The housing market is showing signs of a post-referendum pick-up heading into autumn as it recovers from "paralysis" in the immediate aftermath of Britain's decision to quit the European Union.
As the UK counts 100 days since the Brexit vote, experts believe that buyers are now moving forward and getting on with their lives, breathing new life into the property market.
Bank of England figures showed that during July, in the weeks after the vote had taken place, the number of mortgage approvals being made to homebuyers plunged to its lowest level in a year-and-a-half.
But in signs that activity is lifting, the Council of Mortgage Lenders (CML) recently reported that mortgage lending rebounded in August - and the body said fears voiced in recent months about the housing market have "proved to be wide of the mark".
Simon Rubinsohn, chief economist at the Royal Institution of Chartered Surveyors (Rics), told the Press Association: "The vote was a surprise, and what you found was that there was, as is often the case with a shock to any market, there's a degree of paralysis that creeps in.
"It's understandable, because people are making a very big decision with buying a house and they don't know many things, they don't know what that means for interest rates, they don't know if there's going to be mortgage funding around, they don't know whether it means there's going to be job losses, job gains - these sorts of uncertainties are always associated with big, political events."
Mr Rubinson said swift action from the Bank of England had helped to support confidence.
He continued: "What we've seen in our last survey in August is a more stable trend in activity - so we saw sales agreed stop falling and stabilise.
"We also saw buyer enquiries beginning to steady, having fallen for a couple of months. So that's a signal that perhaps people are no longer getting more and more worried, they're beginning to see some light and they think that there is perhaps a bit more opportunity."
He said what came out "loud and clear" from comments in Rics' August survey was that underlying factors in the market had returned to what they were before the referendum - with surveyors reporting concerns over a lack of stock and tax issues for investors.
Mr Rubinsohn said the full impact of Brexit on the economy may not be known for up to two years - "possibly even more".
Asked if he thought some people may just have decided to get on with their lives, he said: "I think that's absolutely right ... What dawned on people over time was actually that Brexit is a drawn-out process. It isn't going to happen overnight."

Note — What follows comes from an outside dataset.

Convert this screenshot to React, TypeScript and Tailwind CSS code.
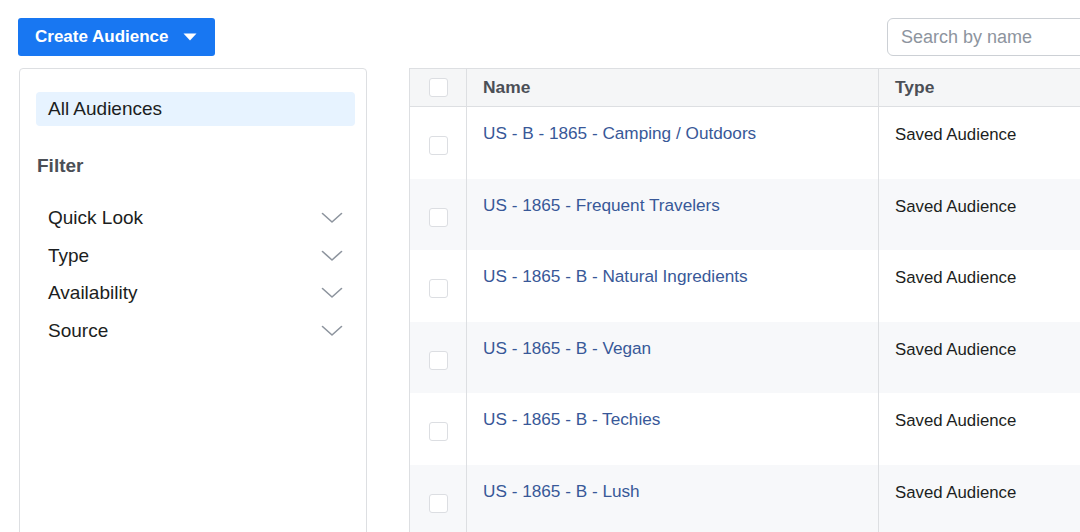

He continued: "People have just said: 'Let's get on with things.' That doesn't mean that we're going to see a sharp uplift in activity but I think we are going to see a pick-up in activity over the coming months."
Mr Rubinsohn said the first three months of 2016 had already seen strong activity as buy-to-let investors rushed to beat a stamp duty hike that came into force for this sector on April 1. Many of the homes snapped up before the tax hike may otherwise have been purchased later in the year.
He said: "The second quarter was always going to be a softer quarter."
And house price expectations have now started to pick up "in most parts of the country," he said.
Mark Hayward, managing director of National Association of Estate Agents (NAEA), said falls in the levels of sales and enquiries were seen immediately after the referendum vote.
But he said a pick-up in activity has already started, and having spoken to the NAEA's members across the UK, "generally there are good levels of activity and good levels of sales".
Mr Hayward said there is now "more realism in the market", adding "If a property is priced correctly, it will sell".
He continued: "There is slight caution, but that caution has interest behind it. But it's not so frenetic in terms of: 'I need to do this quickly'.
"At least now, you have a little time to think about whether you want to buy a property - but we've still got a dire lack of stock on the market."